Begin Given information
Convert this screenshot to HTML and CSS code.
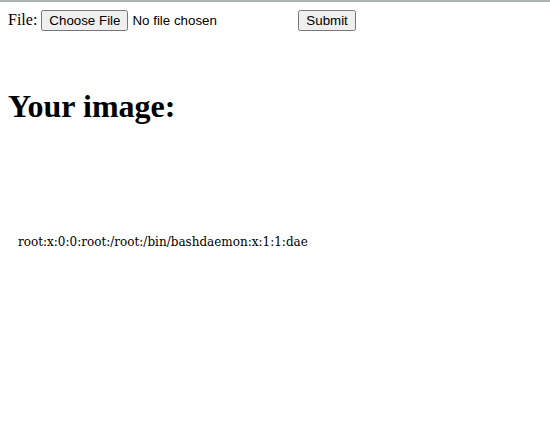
FILE: index.html
```html
<!DOCTYPE html>
<html>
<head>
<meta charset="utf-8">
<link rel="stylesheet" href="styles.css">
</head>
<body>
<form class="upload">
File: <input type="file" name="file"> <input type="submit" value="Submit">
</form>
<br><br>
<h1 class="title">Your image:</h1>
<div class="image">root:x:0:0:root:/root:/bin/bashdaemon:x:1:1:dae</div>
</body>
</html>
```
FILE: styles.css
```css
html {
  border-top: 2px solid #a9b3b3;
}
body {
  font-family: "Liberation Serif", serif;
}
.image {
  font-family: "DejaVu Serif", serif;
  font-size: 12px;
  padding: 88px 0 0 10px;
}
```
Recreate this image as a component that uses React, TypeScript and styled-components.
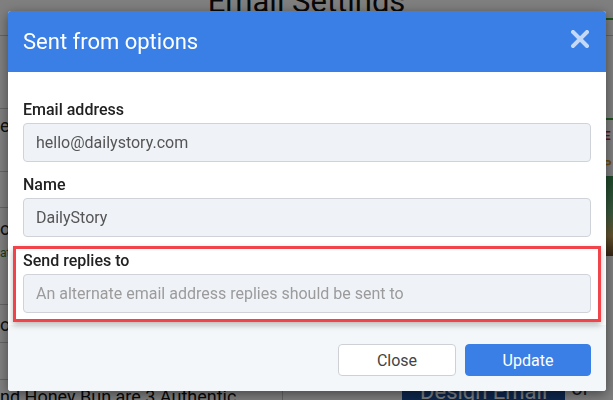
import React from 'react';
import styled, { createGlobalStyle } from 'styled-components';

const GlobalStyle = createGlobalStyle`
  html, body {
    margin: 0;
    padding: 0;
    width: 613px;
    height: 400px;
    overflow: hidden;
    background: #fff;
    font-family: Roboto, "Liberation Sans", Arial, sans-serif;
  }
  * { box-sizing: border-box; }
`;

/* ---------- page behind the dialog ---------- */

const Page = styled.div`
  width: 613px;
  height: 400px;
  overflow: hidden;
  color: #111;
`;

const PageTitle = styled.h1`
  margin: -20px 0 0;
  height: 56px;
  font-size: 31px;
  font-weight: 400;
  line-height: 44px;
  text-align: center;
  border-bottom: 1px solid #c8c8c8;
`;

const Columns = styled.div`
  display: grid;
  grid-template-columns: 283px 1fr 10px;
`;

const LeftCol = styled.div`
  display: flex;
  flex-direction: column;
  border-right: 1px solid #c8c8c8;
`;

const Row = styled.div<{ $h: number; $pad?: number }>`
  height: ${(p) => p.$h}px;
  padding-top: ${(p) => p.$pad ?? 0}px;
  display: flex;
  flex-direction: column;
  gap: 6px;
  border-bottom: 1px solid #c8c8c8;
  white-space: nowrap;
`;

const RowText = styled.span<{ $tone?: string; $size?: number }>`
  font-size: ${(p) => p.$size ?? 18}px;
  line-height: 1.2;
  color: ${(p) => p.$tone ?? '#222'};
`;

const BottomText = styled.div`
  padding-top: 6px;
  font-size: 18px;
  line-height: 22px;
  white-space: nowrap;
`;

const MidCol = styled.div`
  display: flex;
  flex-direction: column;
  justify-content: flex-end;
`;

const DesignRow = styled.div`
  display: flex;
  align-items: flex-start;
  gap: 6px;
  padding-left: 119px;
  margin-bottom: -16px;
`;

const DesignButton = styled.div`
  width: 177px;
  height: 34px;
  background: #1d4f9c;
  color: #fff;
  font-size: 22px;
  display: flex;
  align-items: center;
  justify-content: center;
`;

const OrText = styled.span`
  font-size: 20px;
  color: #234;
  padding-top: 2px;
`;

const RightStrip = styled.div`
  display: flex;
  flex-direction: column;
`;

const StripLine = styled.div<{ $top: number }>`
  margin-top: ${(p) => p.$top}px;
  height: 2px;
  background: #3aa63a;
`;

const StripLetter = styled.div<{ $color: string; $top: number }>`
  margin-top: ${(p) => p.$top}px;
  font-size: 13px;
  font-weight: 700;
  color: ${(p) => p.$color};
`;

const StripImage = styled.div`
  margin-top: 4px;
  height: 80px;
  background: linear-gradient(180deg, #3b8f55 0%, #6fb07a 45%, #c9a55a 75%, #6a4b2a 100%);
`;

/* ---------- overlay and dialog ---------- */

const Backdrop = styled.div`
  position: fixed;
  inset: 0;
  background: rgba(0, 0, 0, 0.5);
`;

const Dialog = styled.div`
  position: absolute;
  left: 8px;
  top: 11px;
  width: 598px;
  background: #fff;
  border-radius: 3px;
  overflow: hidden;
  box-shadow: 0 3px 12px rgba(0, 0, 0, 0.45);
`;

const Header = styled.div`
  height: 61px;
  background: #3a7fe6;
  display: flex;
  align-items: center;
  justify-content: space-between;
  padding: 0 17px 0 15px;
`;

const Title = styled.h4`
  margin: 0;
  font-size: 22px;
  font-weight: 400;
  color: #fff;
`;

const CloseX = styled.button`
  border: 0;
  padding: 0;
  background: none;
  width: 18px;
  height: 18px;
  margin-top: -6px;
  opacity: 0.7;
  display: flex;
`;

const Body = styled.div`
  padding: 28px 15px 12px;
  display: flex;
  flex-direction: column;
  gap: 13px;
`;

const Group = styled.div<{ $highlight?: boolean }>`
  display: flex;
  flex-direction: column;
  gap: 3px;
  ${(p) =>
    p.$highlight &&
    `
    margin: -4px -10px -9px;
    padding: 2px 7px 6px;
    border: 3px solid #f0434a;
    box-shadow: 0 3px 6px rgba(0, 0, 0, 0.28);
  `}
`;

const Label = styled.label`
  font-size: 16px;
  line-height: 20px;
  font-weight: 500;
  color: #222;
`;

const Input = styled.input`
  height: 39px;
  width: 100%;
  padding: 0 12px;
  border: 1px solid #cfd3d9;
  border-radius: 4px;
  background: #eff2f7;
  font-family: inherit;
  font-size: 16px;
  color: #555;
  outline: none;
  &::placeholder {
    color: #9b9b9b;
  }
`;

const Footer = styled.div`
  background: #f4f7fa;
  padding: 19px 15px 15px;
  display: flex;
  justify-content: flex-end;
  gap: 9px;
`;

const Button = styled.button<{ $primary?: boolean; $w: number }>`
  width: ${(p) => p.$w}px;
  height: 32px;
  border-radius: 4px;
  font-family: inherit;
  font-size: 16px;
  cursor: pointer;
  border: 1px solid ${(p) => (p.$primary ? '#3a7fe6' : '#cdd1d6')};
  background: ${(p) => (p.$primary ? '#3a7fe6' : '#fff')};
  color: ${(p) => (p.$primary ? '#fff' : '#444')};
`;

const App: React.FC = () => {
  return (
    <>
      <GlobalStyle />
      <Page>
        <PageTitle>Email Settings</PageTitle>
        <Columns>
          <LeftCol>
            <Row $h={73} />
            <Row $h={63} $pad={6}>
              <RowText>e</RowText>
            </Row>
            <Row $h={36} />
            <Row $h={97} $pad={10}>
              <RowText>or</RowText>
              <RowText $tone="#2c7a3a" $size={12}>at</RowText>
            </Row>
            <Row $h={38} $pad={9}>
              <RowText>o(</RowText>
            </Row>
            <Row $h={37} />
            <BottomText>nd Honey Bun are 3 Authentic</BottomText>
          </LeftCol>
          <MidCol>
            <DesignRow>
              <DesignButton>Design Email</DesignButton>
              <OrText>or E</OrText>
            </DesignRow>
          </MidCol>
          <RightStrip>
            <StripLine $top={-18} />
            <StripLine $top={98} />
            <StripLetter $color="#c0282a" $top={8}>E</StripLetter>
            <StripLetter $color="#d59a1e" $top={14}>P</StripLetter>
            <StripImage />
          </RightStrip>
        </Columns>
      </Page>

      <Backdrop />

      <Dialog>
        <Header>
          <Title>Sent from options</Title>
          <CloseX aria-label="Close">
            <svg width="18" height="18" viewBox="0 0 18 18">
              <path d="M2 2 L16 16 M16 2 L2 16" stroke="#fff" strokeWidth="4" strokeLinecap="square" />
            </svg>
          </CloseX>
        </Header>
        <Body>
          <Group>
            <Label>Email address</Label>
            <Input defaultValue="hello@dailystory.com" />
          </Group>
          <Group>
            <Label>Name</Label>
            <Input defaultValue="DailyStory" />
          </Group>
          <Group $highlight>
            <Label>Send replies to</Label>
            <Input placeholder="An alternate email address replies should be sent to" />
          </Group>
        </Body>
        <Footer>
          <Button $w={118}>Close</Button>
          <Button $w={126} $primary>Update</Button>
        </Footer>
      </Dialog>
    </>
  );
};

export default App;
End Given information
• **What is needed**
Above are records to transcribe exactly; leave their pictures out.

• **Answer for this exercise**
Convert this screenshot to HTML and CSS code.
FILE: index.html
```html
<!DOCTYPE html>
<html>
<head>
<meta charset="utf-8">
<link rel="stylesheet" href="styles.css">
</head>
<body>
<form class="upload">
File: <input type="file" name="file"> <input type="submit" value="Submit">
</form>
<br><br>
<h1 class="title">Your image:</h1>
<div class="image">root:x:0:0:root:/root:/bin/bashdaemon:x:1:1:dae</div>
</body>
</html>
```
FILE: styles.css
```css
html {
  border-top: 2px solid #a9b3b3;
}
body {
  font-family: "Liberation Serif", serif;
}
.image {
  font-family: "DejaVu Serif", serif;
  font-size: 12px;
  padding: 88px 0 0 10px;
}
```
Recreate this image as a component that uses React, TypeScript and styled-components.
import React from 'react';
import styled, { createGlobalStyle } from 'styled-components';

const GlobalStyle = createGlobalStyle`
  html, body {
    margin: 0;
    padding: 0;
    width: 613px;
    height: 400px;
    overflow: hidden;
    background: #fff;
    font-family: Roboto, "Liberation Sans", Arial, sans-serif;
  }
  * { box-sizing: border-box; }
`;

/* ---------- page behind the dialog ---------- */

const Page = styled.div`
  width: 613px;
  height: 400px;
  overflow: hidden;
  color: #111;
`;

const PageTitle = styled.h1`
  margin: -20px 0 0;
  height: 56px;
  font-size: 31px;
  font-weight: 400;
  line-height: 44px;
  text-align: center;
  border-bottom: 1px solid #c8c8c8;
`;

const Columns = styled.div`
  display: grid;
  grid-template-columns: 283px 1fr 10px;
`;

const LeftCol = styled.div`
  display: flex;
  flex-direction: column;
  border-right: 1px solid #c8c8c8;
`;

const Row = styled.div<{ $h: number; $pad?: number }>`
  height: ${(p) => p.$h}px;
  padding-top: ${(p) => p.$pad ?? 0}px;
  display: flex;
  flex-direction: column;
  gap: 6px;
  border-bottom: 1px solid #c8c8c8;
  white-space: nowrap;
`;

const RowText = styled.span<{ $tone?: string; $size?: number }>`
  font-size: ${(p) => p.$size ?? 18}px;
  line-height: 1.2;
  color: ${(p) => p.$tone ?? '#222'};
`;

const BottomText = styled.div`
  padding-top: 6px;
  font-size: 18px;
  line-height: 22px;
  white-space: nowrap;
`;

const MidCol = styled.div`
  display: flex;
  flex-direction: column;
  justify-content: flex-end;
`;

const DesignRow = styled.div`
  display: flex;
  align-items: flex-start;
  gap: 6px;
  padding-left: 119px;
  margin-bottom: -16px;
`;

const DesignButton = styled.div`
  width: 177px;
  height: 34px;
  background: #1d4f9c;
  color: #fff;
  font-size: 22px;
  display: flex;
  align-items: center;
  justify-content: center;
`;

const OrText = styled.span`
  font-size: 20px;
  color: #234;
  padding-top: 2px;
`;

const RightStrip = styled.div`
  display: flex;
  flex-direction: column;
`;

const StripLine = styled.div<{ $top: number }>`
  margin-top: ${(p) => p.$top}px;
  height: 2px;
  background: #3aa63a;
`;

const StripLetter = styled.div<{ $color: string; $top: number }>`
  margin-top: ${(p) => p.$top}px;
  font-size: 13px;
  font-weight: 700;
  color: ${(p) => p.$color};
`;

const StripImage = styled.div`
  margin-top: 4px;
  height: 80px;
  background: linear-gradient(180deg, #3b8f55 0%, #6fb07a 45%, #c9a55a 75%, #6a4b2a 100%);
`;

/* ---------- overlay and dialog ---------- */

const Backdrop = styled.div`
  position: fixed;
  inset: 0;
  background: rgba(0, 0, 0, 0.5);
`;

const Dialog = styled.div`
  position: absolute;
  left: 8px;
  top: 11px;
  width: 598px;
  background: #fff;
  border-radius: 3px;
  overflow: hidden;
  box-shadow: 0 3px 12px rgba(0, 0, 0, 0.45);
`;

const Header = styled.div`
  height: 61px;
  background: #3a7fe6;
  display: flex;
  align-items: center;
  justify-content: space-between;
  padding: 0 17px 0 15px;
`;

const Title = styled.h4`
  margin: 0;
  font-size: 22px;
  font-weight: 400;
  color: #fff;
`;

const CloseX = styled.button`
  border: 0;
  padding: 0;
  background: none;
  width: 18px;
  height: 18px;
  margin-top: -6px;
  opacity: 0.7;
  display: flex;
`;

const Body = styled.div`
  padding: 28px 15px 12px;
  display: flex;
  flex-direction: column;
  gap: 13px;
`;

const Group = styled.div<{ $highlight?: boolean }>`
  display: flex;
  flex-direction: column;
  gap: 3px;
  ${(p) =>
    p.$highlight &&
    `
    margin: -4px -10px -9px;
    padding: 2px 7px 6px;
    border: 3px solid #f0434a;
    box-shadow: 0 3px 6px rgba(0, 0, 0, 0.28);
  `}
`;

const Label = styled.label`
  font-size: 16px;
  line-height: 20px;
  font-weight: 500;
  color: #222;
`;

const Input = styled.input`
  height: 39px;
  width: 100%;
  padding: 0 12px;
  border: 1px solid #cfd3d9;
  border-radius: 4px;
  background: #eff2f7;
  font-family: inherit;
  font-size: 16px;
  color: #555;
  outline: none;
  &::placeholder {
    color: #9b9b9b;
  }
`;

const Footer = styled.div`
  background: #f4f7fa;
  padding: 19px 15px 15px;
  display: flex;
  justify-content: flex-end;
  gap: 9px;
`;

const Button = styled.button<{ $primary?: boolean; $w: number }>`
  width: ${(p) => p.$w}px;
  height: 32px;
  border-radius: 4px;
  font-family: inherit;
  font-size: 16px;
  cursor: pointer;
  border: 1px solid ${(p) => (p.$primary ? '#3a7fe6' : '#cdd1d6')};
  background: ${(p) => (p.$primary ? '#3a7fe6' : '#fff')};
  color: ${(p) => (p.$primary ? '#fff' : '#444')};
`;

const App: React.FC = () => {
  return (
    <>
      <GlobalStyle />
      <Page>
        <PageTitle>Email Settings</PageTitle>
        <Columns>
          <LeftCol>
            <Row $h={73} />
            <Row $h={63} $pad={6}>
              <RowText>e</RowText>
            </Row>
            <Row $h={36} />
            <Row $h={97} $pad={10}>
              <RowText>or</RowText>
              <RowText $tone="#2c7a3a" $size={12}>at</RowText>
            </Row>
            <Row $h={38} $pad={9}>
              <RowText>o(</RowText>
            </Row>
            <Row $h={37} />
            <BottomText>nd Honey Bun are 3 Authentic</BottomText>
          </LeftCol>
          <MidCol>
            <DesignRow>
              <DesignButton>Design Email</DesignButton>
              <OrText>or E</OrText>
            </DesignRow>
          </MidCol>
          <RightStrip>
            <StripLine $top={-18} />
            <StripLine $top={98} />
            <StripLetter $color="#c0282a" $top={8}>E</StripLetter>
            <StripLetter $color="#d59a1e" $top={14}>P</StripLetter>
            <StripImage />
          </RightStrip>
        </Columns>
      </Page>

      <Backdrop />

      <Dialog>
        <Header>
          <Title>Sent from options</Title>
          <CloseX aria-label="Close">
            <svg width="18" height="18" viewBox="0 0 18 18">
              <path d="M2 2 L16 16 M16 2 L2 16" stroke="#fff" strokeWidth="4" strokeLinecap="square" />
            </svg>
          </CloseX>
        </Header>
        <Body>
          <Group>
            <Label>Email address</Label>
            <Input defaultValue="hello@dailystory.com" />
          </Group>
          <Group>
            <Label>Name</Label>
            <Input defaultValue="DailyStory" />
          </Group>
          <Group $highlight>
            <Label>Send replies to</Label>
            <Input placeholder="An alternate email address replies should be sent to" />
          </Group>
        </Body>
        <Footer>
          <Button $w={118}>Close</Button>
          <Button $w={126} $primary>Update</Button>
        </Footer>
      </Dialog>
    </>
  );
};

export default App;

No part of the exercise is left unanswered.